# 2020 Nissan Murano Platinum Extreme Rust and other issues



## krisnicbell (Mar 19, 2021)

Hi all, 


Long story ahead. Purchased a new 2020 Murano Platinum on January 16th, 2021. Traded my 2016 Maxima that I never had an issue out of, just wanted to upgrade to a SUV. It had 12 miles on it when I pulled off the lot. Black with black rims. Always wanted a black on black suv, so needless to say I was in love with it.

A few days later, I was admiring it outside, and noticed the foam window seals (I guess that's what they are called), had about 30 little pick marks on the driver side window foam. I looked all around on the other windows, and there were about 50 other marks. I called the dealership and they set up an appointment for me to bring it in in a few weeks. 

Well a few days later, I was walking out of Walmart, and glanced down at the bottom of my Murano and thought I noticed some rust. When I got home, I looked underneath it, and was horrified at the amount of rust on my 1 month old vehicle. The whole exhaust system was rusted, and the muffler had a bad crack in it. I took pictures immediately. 

I live in Southwest VA, and we had 2 snows since I bought it. I expect rust after a year or so, but not after 1 month with 1k miles. I called Nissan back and they updated my upcoming visit with the new rust issue. I also messaged the guy who sold it to me, and he claimed this was normal. Uh no, it's not. If this is normal, Nissan needs some serious improvements. 

A few days later, the trunk with the foot swing motion stopped working. I again updated the appointment. 2 days later, driver heated seat stopped working. Updated appointment. 

Last Friday, I went to the dealership, they checked it out and put it up on the rack. The service manager claimed to be shocked at the rust, and in the couple of weeks that had passed since I took the pictures, a dime sized hole had formed in the exhaust. They had to reprogram the key fobs for the trunk, and have to replace the window foam. No clue what they did to the driver heated seat. She sent a bunch of pictures to Nissan to get approval to replace the exhaust. They seemed baffled as to what could have caused the rust so quickly. 

They told me it would be about a week before approval to replace the parts. I was talking to my coworkers about it, and one mentioned it sounded like it had been in standing water causing it to rust quickly. I became curious and started really inspecting everything.

I pulled the spare tire cover in the trunk up, and again to my horror, I saw that the spare tire was rusted and had a ton of corrosion around it, and what looked like water spots. The blue foam mat under the tire was damp on one side. To pay 42k for a new car, and to find this 2 months after purchase, needless to say I was furious.

I immediately called the dealership and they told me to bring it in, and they would pull the carpet up and see if there is water damage. Regardless of what they find, it's obvious something serious has happened, and I expect to get a new Murano, and won't stop until I do. I reported all the issues to Nissan Corporate, and they opened a case. After checking the VIN, it was manufactured in Mississippi which had bad flooding in 2020. 

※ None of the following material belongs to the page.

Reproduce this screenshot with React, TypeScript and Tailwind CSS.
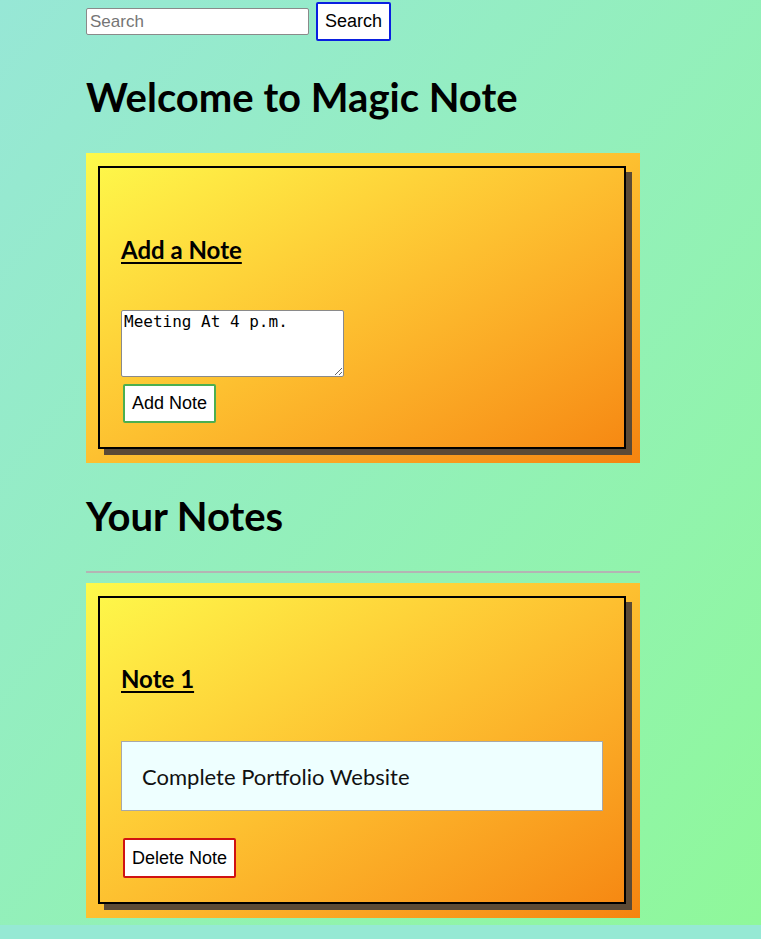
import React, { useState } from 'react'

const heading = { fontFamily: '"Source Sans Pro", Lato, "Noto Sans", sans-serif' }

function Card({ children }: { children: React.ReactNode }) {
  return (
    <div className="w-[554px] bg-gradient-to-br from-[#fdfa4b] to-[#f5840f] pl-[12px] pr-[14px] pt-[13px] pb-[14px]">
      <div className="border-2 border-black shadow-[6px_6px_0_#5b4a36] px-[21px]">{children}</div>
    </div>
  )
}

export default function App() {
  const [text, setText] = useState('Meeting At 4 p.m.')

  return (
    <div className="bg-[#96e9d4]">
      <div
        className="min-h-[925px] bg-gradient-to-br from-[#97e7d6] to-[#8ff89a] pl-[86px]"
        style={{ fontFamily: '"Liberation Sans", Arial, sans-serif' }}
      >
        {/* search bar */}
        <div className="flex items-start gap-[7px] pt-[2px]">
          <input
            placeholder="Search"
            className="mt-[6px] w-[223px] h-[27px] bg-white border border-[#8a8a8a] rounded-[2px] px-[3px] text-[17px] text-black placeholder:text-[#757575]"
          />
          <button className="h-[39px] px-[7px] bg-white border-2 border-[#0a1fe0] rounded-[2px] text-[18px] text-black">
            Search
          </button>
        </div>

        <h1 className="mt-[32px] text-[40px] font-bold leading-[48px] text-black" style={heading}>
          Welcome to Magic Note
        </h1>

        <div className="mt-[32px]">
          <Card>
            <h3 className="pt-[68px] text-[24px] font-bold underline underline-offset-[3px] leading-[28px]" style={heading}>
              Add a Note
            </h3>
            <textarea
              value={text}
              onChange={(e) => setText(e.target.value)}
              className="mt-[46px] block w-[223px] h-[67px] bg-white border border-[#8a8a8a] rounded-[2px] px-[2px] py-[1px] text-[16px] leading-[19px] text-black"
              style={{ fontFamily: '"DejaVu Sans Mono", "Liberation Mono", monospace' }}
            />
            <button className="mt-[7px] mb-[24px] ml-[2px] h-[39px] px-[7px] bg-white border-2 border-[#4caf50] rounded-[2px] text-[18px] text-black">
              Add Note
            </button>
          </Card>
        </div>

        <h1 className="mt-[29px] text-[40px] font-bold leading-[48px] text-black" style={heading}>
          Your Notes
        </h1>
        <hr className="mt-[31px] w-[554px] border-0 border-t-2 border-[#b4b4b4]" />

        <div className="mt-[10px]">
          <Card>
            <h3 className="pt-[67px] text-[24px] font-bold underline underline-offset-[3px] leading-[28px]" style={heading}>
              Note 1
            </h3>
            <div className="mt-[48px] h-[70px] flex items-center bg-[#eeffff] border border-[#a8a8a8] px-[20px]">
              <p className="text-[22px] text-[#111]" style={heading}>
                Complete Portfolio Website
              </p>
            </div>
            <button className="mt-[27px] mb-[24px] ml-[2px] h-[40px] px-[7px] bg-white border-2 border-[#d01212] rounded-[2px] text-[18px] text-black">
              Delete Note
            </button>
          </Card>
        </div>
      </div>
      <div className="h-[14px]" />
    </div>
  )
}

So, has anyone else had any similar issues? I'm definitely not one to complain, and always try to make the best of a situation, but I refuse to pay so much money for a brand new vehicle that has extreme rust and obvious water damage. Bottom line is either they can give me a new Murano or deal with my attorney.

Any advice?

Thanks for reading!


----------



## rogoman (Dec 16, 2004)

You may have to make use of the "Lemon Law" as specified in your state. Check out this web site:


What is the "Lemon Law"?


----------



## dreblon (Oct 5, 2020)

Minor surface rust underneath is pretty normal but it sounds like your car has some major rust issues.


----------



## MLM (Oct 11, 2021)

krisnicbell said:


> Hi all,
> 
> 
> Long story ahead. Purchased a new 2020 Murano Platinum on January 16th, 2021. Traded my 2016 Maxima that I never had an issue out of, just wanted to upgrade to a SUV. It had 12 miles on it when I pulled off the lot. Black with black rims. Always wanted a black on black suv, so needless to say I was in love with it.
> ...


----------



## MLM (Oct 11, 2021)

I have just noticed rust under the seats of my 2017 Murano I just purchased. I’ll be checking everything else. As far as the flooding in Mississippi, I live about 20 minutes from the Nissan plant and there wasn’t any flooding around there. Something is most definitely going on though. I’m thinking that extended warranty is a good idea after all


----------